Similarly, your second expression is simply comparing pointers and the result will be 1 or 0. As a very simple example, the address of element 5 of an array is always > the address of element 4: &string[4] > &string[5] is true.
An analogy I like to use when explaining pointer arithmetic — both how it works, and its limitations — is to think about street addresses.
Suppose there are a bunch of houses on same-sized lots on Elm Street, with all the lots, say, 50 feet wide. Suppose I want to know how far it is from #12 Elm Street to #46 Elm Street, and suppose I want to know this distance as a number of houses, not a distance in feet.
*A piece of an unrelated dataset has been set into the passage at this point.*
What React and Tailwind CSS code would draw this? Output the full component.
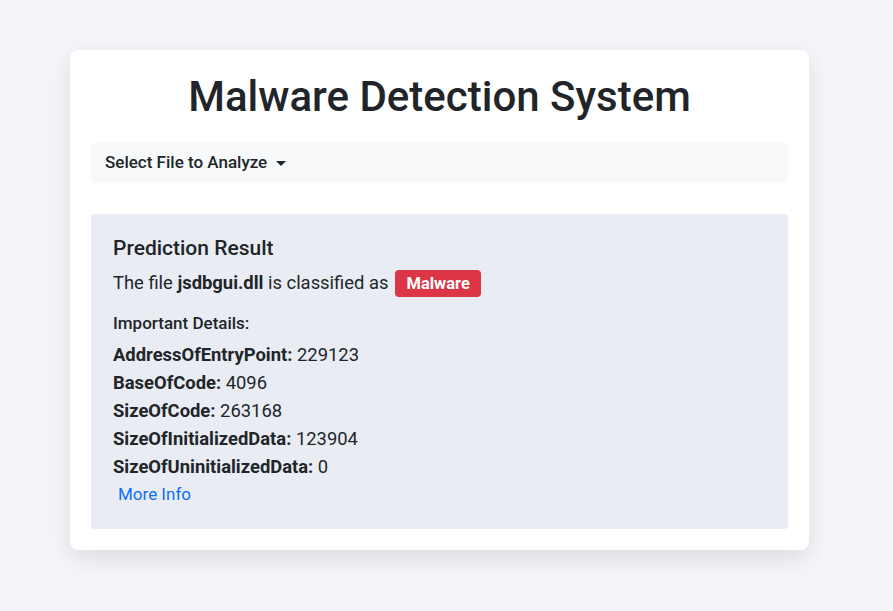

Well, obviously, I can just subtract 12 from 46, and get an answer of 34 houses. (Actually, of course, it's a little more complicated than that, because there are probably houses on both sides of the street, but let's ignore that issue for now.)
And suppose over on 10th Avenue there are a bunch of industrial buildings on bigger lots, all 100 feet wide. I can still subtract street numbers, and I'll get distances in number of buildings (not feet).
And this is analogous to pointer subtraction in C, where you get differences that are scaled by the size of the pointed-to objects. You do not get answers as raw bytes (analogous to feet in the street address analogy).
But the other thing the street address analogy helps us understand is why we can't use pointer arithmetic to work with pointers into different arrays. Suppose I want to know how far it is from #12 Elm Street to #30 10th Avenue. Subtracting the addresses doesn't work! It's meaningless. You can't meaningfully subtract or compare addresses on different streets, just as you can't meaningfully subtract or compare pointers into different arrays.
Pointers can often be thought of as just numbers that represents the memory address, like 0x0A31FCF20 (or 2736770848 in decimal), or 0xCAFEDEAD (sometimes systems use this to indicate an error, I don't remember the details.)
Pointer comparison is often used in sorting arrays of pointers. Sorted arrays of pointers are helpful when you need to check if a pointer is in a list of pointers; if the list is sorted, you don't have to look through every element of the list to figure out if the pointer is in that list. You need to use comparisons to sort a list.
Pointer arithmetic is often used when you have a pointer to a chunk of data, and you need to access something that is not at the beginning of the chunk of data. For example:
const char *string = "hello world!"
const char *substring = string+6;
std::cout << string << "\n";
std::cout << substring << std::endl;
This would output:
hello world!
world!
Here we got the string after the first 6 characters of "hello world!", or "world!". Keep in mind that you should use std::string where its available, instead, if possible. A concept very similar to pointer arithmetic is random access iterators.
Subtracting pointers can help you find the distance between those two pointers. If you have a pointer to the first element of an array, and a pointer to one element past the last element of the array, subtracting these two pointers helps you find the size of the array.
Another case where you might treat pointers as integers is in an optimized version of a linked list, called an XOR linked list. You can find more details about it here. I can expand on this if you'd like; let me know in the comments.
You can treat an address like an int in many ways. The only difference is that that int is representing the number of sizes in that address. For example, if int * p happens to have the value of, say, 234 (from some safe instruction of for example p = new int[12];), it represents the address 234. If we do p += 1;, it's just adding, in terms of int-size. Now p is (assuming 4-byte int for this example) 238, aka p[1]. In fact p[x] is equivalent to *(p+x). You can compare and such just like an int. In some contexts this is useful, for example in the given example p[0] now refers to what was p[1]. This avoids having to do something like p = &p[1] which dereferences unnecessarily.